**Interface markup and scripts**

◆ ◆ ◆

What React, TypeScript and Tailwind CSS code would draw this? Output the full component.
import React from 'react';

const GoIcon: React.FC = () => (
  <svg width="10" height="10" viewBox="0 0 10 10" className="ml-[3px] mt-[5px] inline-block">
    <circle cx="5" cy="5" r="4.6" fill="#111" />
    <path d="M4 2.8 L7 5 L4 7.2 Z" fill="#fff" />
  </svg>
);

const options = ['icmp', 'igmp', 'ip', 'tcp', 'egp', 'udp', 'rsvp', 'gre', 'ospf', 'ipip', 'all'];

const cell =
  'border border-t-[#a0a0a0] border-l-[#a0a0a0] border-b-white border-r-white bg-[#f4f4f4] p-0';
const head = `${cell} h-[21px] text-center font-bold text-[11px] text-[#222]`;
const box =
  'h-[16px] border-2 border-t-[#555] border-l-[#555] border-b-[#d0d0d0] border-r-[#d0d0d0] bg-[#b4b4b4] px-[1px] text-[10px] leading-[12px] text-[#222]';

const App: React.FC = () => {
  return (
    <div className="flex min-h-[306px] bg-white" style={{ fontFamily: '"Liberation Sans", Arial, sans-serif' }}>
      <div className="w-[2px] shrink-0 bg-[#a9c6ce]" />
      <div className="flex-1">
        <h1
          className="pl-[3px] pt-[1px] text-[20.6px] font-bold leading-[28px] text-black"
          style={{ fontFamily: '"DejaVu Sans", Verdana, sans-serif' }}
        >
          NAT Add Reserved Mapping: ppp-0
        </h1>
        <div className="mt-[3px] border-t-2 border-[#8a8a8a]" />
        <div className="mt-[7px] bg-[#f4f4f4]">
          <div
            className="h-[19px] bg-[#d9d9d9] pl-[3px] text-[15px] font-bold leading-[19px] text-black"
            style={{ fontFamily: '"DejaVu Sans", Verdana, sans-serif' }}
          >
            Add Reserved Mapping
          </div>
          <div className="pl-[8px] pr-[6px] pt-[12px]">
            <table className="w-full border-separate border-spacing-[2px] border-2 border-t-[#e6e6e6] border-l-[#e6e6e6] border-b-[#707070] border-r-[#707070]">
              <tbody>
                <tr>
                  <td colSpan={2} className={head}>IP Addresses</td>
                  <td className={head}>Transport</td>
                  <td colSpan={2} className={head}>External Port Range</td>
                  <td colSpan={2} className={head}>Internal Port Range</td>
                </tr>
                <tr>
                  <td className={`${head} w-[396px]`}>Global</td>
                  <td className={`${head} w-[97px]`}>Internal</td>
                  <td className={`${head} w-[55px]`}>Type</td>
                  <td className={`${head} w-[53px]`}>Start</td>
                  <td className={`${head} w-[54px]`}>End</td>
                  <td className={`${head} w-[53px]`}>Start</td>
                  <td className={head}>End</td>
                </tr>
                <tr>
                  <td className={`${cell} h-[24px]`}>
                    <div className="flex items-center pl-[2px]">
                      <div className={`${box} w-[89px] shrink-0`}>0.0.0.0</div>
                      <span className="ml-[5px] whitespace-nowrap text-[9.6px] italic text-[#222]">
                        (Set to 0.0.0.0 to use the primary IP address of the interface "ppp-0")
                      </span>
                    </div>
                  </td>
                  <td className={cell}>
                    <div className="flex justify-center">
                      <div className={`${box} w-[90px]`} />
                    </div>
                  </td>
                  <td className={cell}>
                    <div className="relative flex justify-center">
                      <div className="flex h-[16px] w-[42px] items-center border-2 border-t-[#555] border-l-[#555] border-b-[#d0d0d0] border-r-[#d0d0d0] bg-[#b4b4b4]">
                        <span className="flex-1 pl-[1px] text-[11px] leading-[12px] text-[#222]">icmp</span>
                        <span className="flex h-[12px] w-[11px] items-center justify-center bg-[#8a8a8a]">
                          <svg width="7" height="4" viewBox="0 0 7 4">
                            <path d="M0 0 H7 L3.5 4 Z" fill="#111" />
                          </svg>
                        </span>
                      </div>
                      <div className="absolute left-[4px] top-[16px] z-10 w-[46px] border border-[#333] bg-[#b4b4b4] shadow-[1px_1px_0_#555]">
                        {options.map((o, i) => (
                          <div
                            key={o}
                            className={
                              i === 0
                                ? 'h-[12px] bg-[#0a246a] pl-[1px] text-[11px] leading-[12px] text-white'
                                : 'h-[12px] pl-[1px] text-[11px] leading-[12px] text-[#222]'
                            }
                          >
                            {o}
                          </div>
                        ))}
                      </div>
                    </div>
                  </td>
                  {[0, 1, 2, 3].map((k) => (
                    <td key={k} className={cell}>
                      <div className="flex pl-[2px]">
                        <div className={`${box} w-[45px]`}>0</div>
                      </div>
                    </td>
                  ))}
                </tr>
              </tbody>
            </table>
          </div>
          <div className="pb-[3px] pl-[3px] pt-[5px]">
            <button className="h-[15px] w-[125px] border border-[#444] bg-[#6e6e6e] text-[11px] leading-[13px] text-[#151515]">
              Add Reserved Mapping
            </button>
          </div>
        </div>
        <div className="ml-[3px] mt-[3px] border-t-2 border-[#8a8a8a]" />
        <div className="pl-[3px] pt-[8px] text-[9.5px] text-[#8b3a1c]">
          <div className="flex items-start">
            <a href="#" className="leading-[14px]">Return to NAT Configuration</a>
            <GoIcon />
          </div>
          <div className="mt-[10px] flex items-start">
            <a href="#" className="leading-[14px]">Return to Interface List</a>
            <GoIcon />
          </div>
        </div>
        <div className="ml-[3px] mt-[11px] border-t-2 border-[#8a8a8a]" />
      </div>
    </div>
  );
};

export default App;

◆ ◆ ◆

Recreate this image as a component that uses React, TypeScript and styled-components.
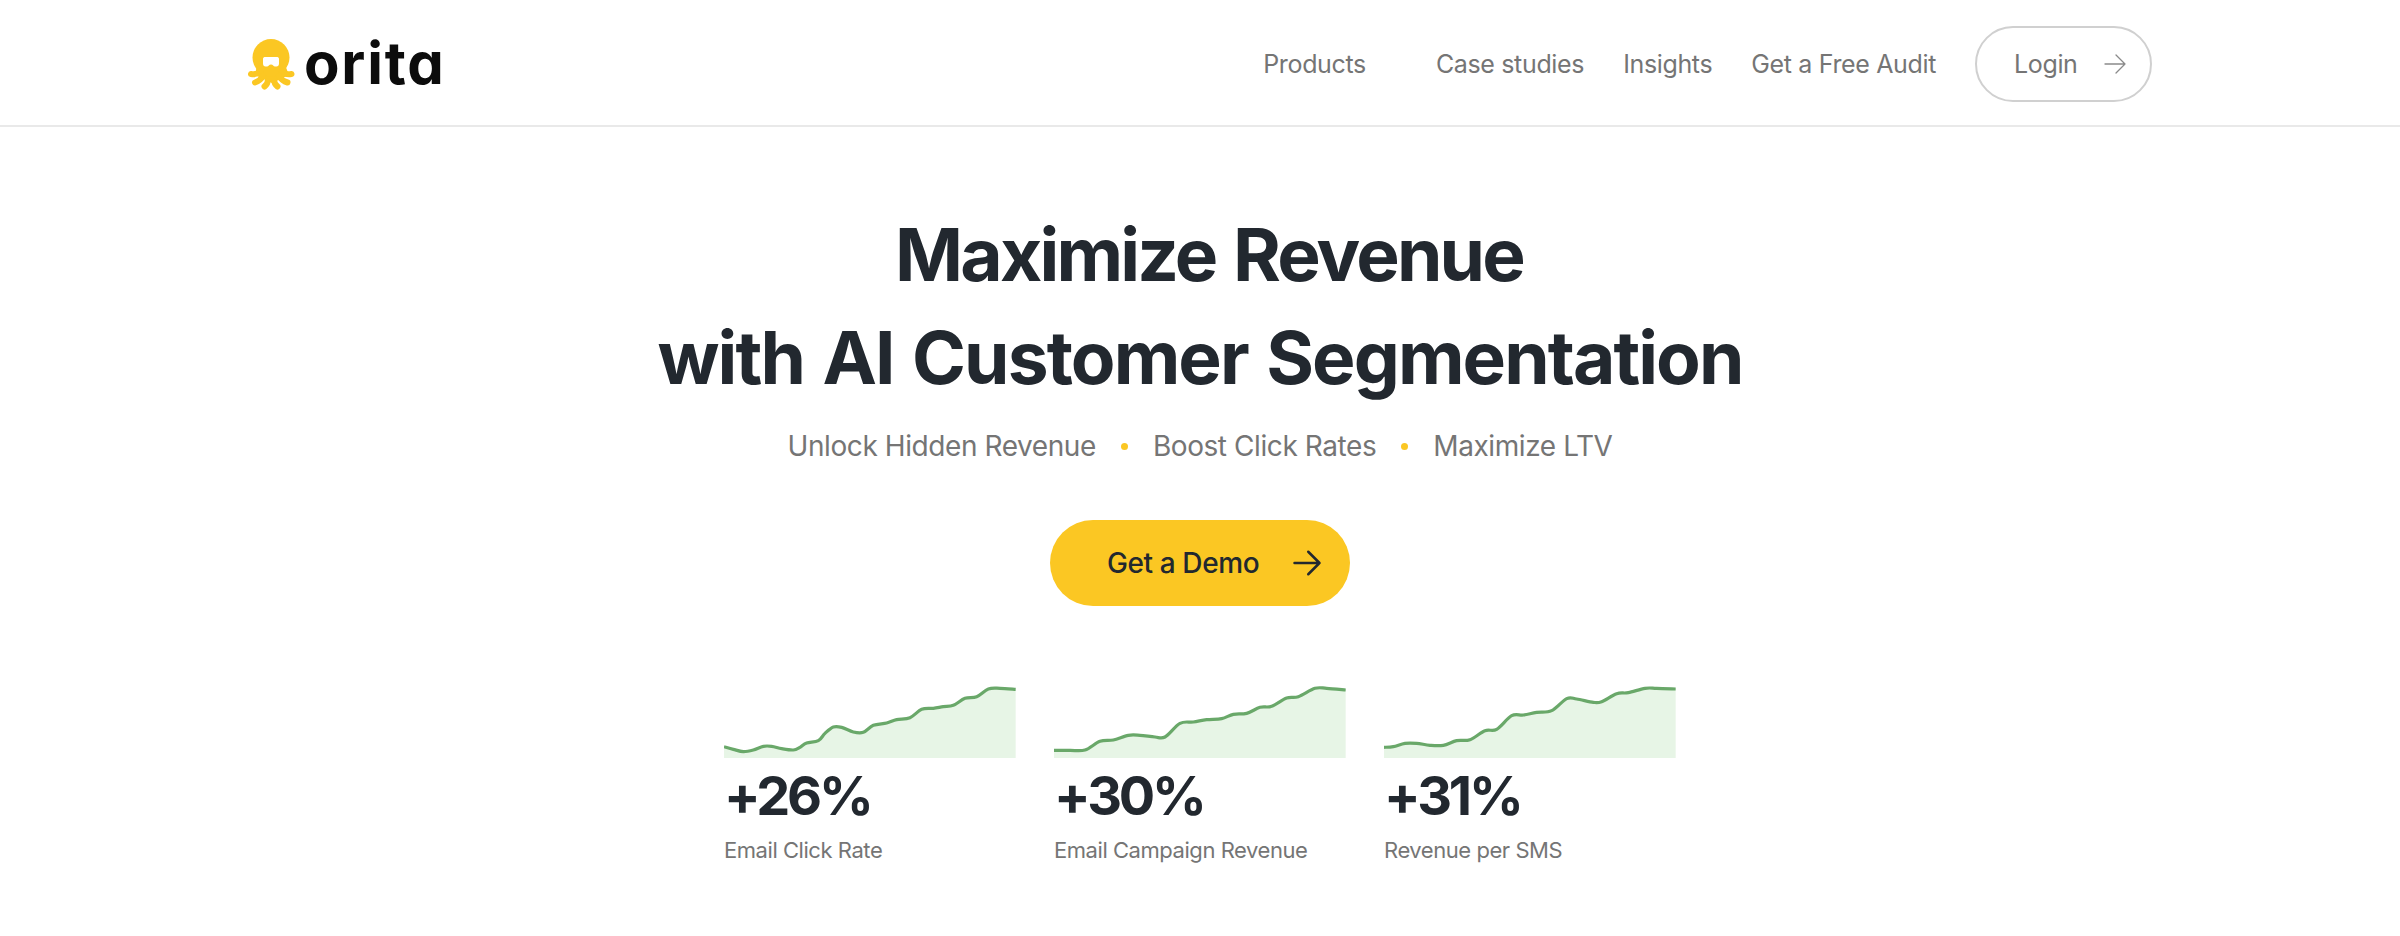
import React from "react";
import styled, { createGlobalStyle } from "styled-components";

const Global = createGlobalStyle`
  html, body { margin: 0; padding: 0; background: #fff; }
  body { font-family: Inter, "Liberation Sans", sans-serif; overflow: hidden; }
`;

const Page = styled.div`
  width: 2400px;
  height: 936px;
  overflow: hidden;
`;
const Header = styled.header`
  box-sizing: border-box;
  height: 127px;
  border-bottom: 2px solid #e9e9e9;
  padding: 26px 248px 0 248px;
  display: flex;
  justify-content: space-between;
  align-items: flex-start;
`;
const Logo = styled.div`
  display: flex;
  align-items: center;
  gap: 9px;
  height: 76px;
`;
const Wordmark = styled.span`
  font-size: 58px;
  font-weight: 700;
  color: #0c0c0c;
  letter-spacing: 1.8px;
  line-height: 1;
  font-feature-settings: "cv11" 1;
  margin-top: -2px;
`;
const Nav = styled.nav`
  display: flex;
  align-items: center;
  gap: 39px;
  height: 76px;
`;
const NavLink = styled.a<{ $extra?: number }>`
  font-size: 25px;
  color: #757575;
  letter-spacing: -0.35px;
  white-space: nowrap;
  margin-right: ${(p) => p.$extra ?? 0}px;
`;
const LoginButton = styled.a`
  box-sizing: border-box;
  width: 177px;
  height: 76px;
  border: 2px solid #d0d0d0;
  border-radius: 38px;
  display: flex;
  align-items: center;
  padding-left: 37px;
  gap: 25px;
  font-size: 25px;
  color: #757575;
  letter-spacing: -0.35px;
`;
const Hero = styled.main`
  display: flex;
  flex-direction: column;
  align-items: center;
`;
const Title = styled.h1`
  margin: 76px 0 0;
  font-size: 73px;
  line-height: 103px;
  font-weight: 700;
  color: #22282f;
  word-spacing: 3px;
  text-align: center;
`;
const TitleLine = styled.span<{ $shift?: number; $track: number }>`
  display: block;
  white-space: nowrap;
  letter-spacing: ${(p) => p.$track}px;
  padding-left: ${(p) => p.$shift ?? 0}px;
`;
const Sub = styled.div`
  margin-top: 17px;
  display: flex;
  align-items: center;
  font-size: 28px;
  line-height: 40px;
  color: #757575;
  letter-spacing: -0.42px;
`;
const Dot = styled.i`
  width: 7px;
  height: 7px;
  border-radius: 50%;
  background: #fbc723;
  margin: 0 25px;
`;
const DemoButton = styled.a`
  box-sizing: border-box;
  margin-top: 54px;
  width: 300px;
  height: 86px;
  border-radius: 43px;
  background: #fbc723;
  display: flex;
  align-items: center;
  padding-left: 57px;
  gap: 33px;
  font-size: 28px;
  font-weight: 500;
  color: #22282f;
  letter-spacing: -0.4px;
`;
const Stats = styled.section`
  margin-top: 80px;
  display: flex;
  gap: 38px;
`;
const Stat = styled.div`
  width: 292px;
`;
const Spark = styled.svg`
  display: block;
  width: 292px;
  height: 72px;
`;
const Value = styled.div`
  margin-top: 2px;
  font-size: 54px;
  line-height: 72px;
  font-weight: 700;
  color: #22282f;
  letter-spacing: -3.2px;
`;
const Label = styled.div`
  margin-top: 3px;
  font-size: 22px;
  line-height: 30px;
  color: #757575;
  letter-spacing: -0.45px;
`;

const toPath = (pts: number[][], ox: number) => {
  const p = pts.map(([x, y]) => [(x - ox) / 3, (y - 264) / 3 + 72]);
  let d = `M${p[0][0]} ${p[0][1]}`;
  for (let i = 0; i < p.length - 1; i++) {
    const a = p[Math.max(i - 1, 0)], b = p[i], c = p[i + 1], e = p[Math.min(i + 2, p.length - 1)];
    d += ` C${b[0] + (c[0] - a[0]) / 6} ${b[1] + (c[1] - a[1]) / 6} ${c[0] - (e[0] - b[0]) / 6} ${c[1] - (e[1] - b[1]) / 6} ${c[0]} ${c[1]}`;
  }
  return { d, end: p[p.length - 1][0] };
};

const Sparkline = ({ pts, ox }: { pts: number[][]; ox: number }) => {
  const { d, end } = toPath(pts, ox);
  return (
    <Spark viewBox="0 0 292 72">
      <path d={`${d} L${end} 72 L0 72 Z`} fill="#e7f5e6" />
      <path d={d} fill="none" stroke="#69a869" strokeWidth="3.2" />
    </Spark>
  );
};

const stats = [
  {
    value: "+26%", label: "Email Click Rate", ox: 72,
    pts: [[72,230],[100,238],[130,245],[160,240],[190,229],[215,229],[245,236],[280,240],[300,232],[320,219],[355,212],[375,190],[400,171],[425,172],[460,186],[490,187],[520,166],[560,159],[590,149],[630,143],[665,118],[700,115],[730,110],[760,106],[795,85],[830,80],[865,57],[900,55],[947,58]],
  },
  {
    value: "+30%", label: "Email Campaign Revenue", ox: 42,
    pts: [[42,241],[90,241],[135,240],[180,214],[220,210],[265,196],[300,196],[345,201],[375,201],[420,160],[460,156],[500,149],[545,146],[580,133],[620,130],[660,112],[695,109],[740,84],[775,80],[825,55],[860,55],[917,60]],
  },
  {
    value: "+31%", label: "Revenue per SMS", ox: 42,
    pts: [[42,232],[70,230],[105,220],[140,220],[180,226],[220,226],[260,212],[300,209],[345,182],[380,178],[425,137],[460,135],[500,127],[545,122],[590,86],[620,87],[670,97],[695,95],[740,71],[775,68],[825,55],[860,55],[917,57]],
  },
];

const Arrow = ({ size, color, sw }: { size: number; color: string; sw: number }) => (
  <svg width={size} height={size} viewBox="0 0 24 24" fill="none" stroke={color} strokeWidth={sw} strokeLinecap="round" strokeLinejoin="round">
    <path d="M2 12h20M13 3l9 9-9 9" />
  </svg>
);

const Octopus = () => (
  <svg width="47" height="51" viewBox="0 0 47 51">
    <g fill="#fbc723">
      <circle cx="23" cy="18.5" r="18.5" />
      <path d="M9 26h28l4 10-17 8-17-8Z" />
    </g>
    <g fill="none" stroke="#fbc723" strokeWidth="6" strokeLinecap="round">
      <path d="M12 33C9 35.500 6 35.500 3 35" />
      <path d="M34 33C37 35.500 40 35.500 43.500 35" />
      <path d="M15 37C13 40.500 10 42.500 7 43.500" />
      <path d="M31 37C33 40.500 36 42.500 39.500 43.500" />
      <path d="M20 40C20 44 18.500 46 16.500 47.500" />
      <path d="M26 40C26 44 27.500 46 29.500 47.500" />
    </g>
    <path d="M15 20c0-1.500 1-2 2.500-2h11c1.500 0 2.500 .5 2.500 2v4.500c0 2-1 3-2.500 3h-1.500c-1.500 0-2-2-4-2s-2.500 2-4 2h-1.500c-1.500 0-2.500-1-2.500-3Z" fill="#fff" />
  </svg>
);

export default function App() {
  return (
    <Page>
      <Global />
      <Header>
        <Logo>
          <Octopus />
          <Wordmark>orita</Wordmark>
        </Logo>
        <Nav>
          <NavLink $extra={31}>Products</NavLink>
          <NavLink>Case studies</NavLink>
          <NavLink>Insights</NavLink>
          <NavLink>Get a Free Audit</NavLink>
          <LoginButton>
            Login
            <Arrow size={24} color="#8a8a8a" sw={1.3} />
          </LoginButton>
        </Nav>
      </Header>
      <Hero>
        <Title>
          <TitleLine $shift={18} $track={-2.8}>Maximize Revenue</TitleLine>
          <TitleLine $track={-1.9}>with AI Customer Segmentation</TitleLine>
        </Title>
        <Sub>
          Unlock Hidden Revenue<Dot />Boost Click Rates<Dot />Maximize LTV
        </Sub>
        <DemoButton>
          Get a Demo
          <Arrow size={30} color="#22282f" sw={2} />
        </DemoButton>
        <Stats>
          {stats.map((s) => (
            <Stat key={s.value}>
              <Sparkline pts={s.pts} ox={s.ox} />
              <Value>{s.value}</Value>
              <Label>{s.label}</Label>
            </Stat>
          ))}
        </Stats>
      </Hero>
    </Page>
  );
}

◆ ◆ ◆

**Problem details**
Quote exactly the lines running from the line with "What React, TypeScript" through the line with "import React from 'react';", both ends included, and nothing more.

**Solution to this exercise**
What React, TypeScript and Tailwind CSS code would draw this? Output the full component.
import React from 'react';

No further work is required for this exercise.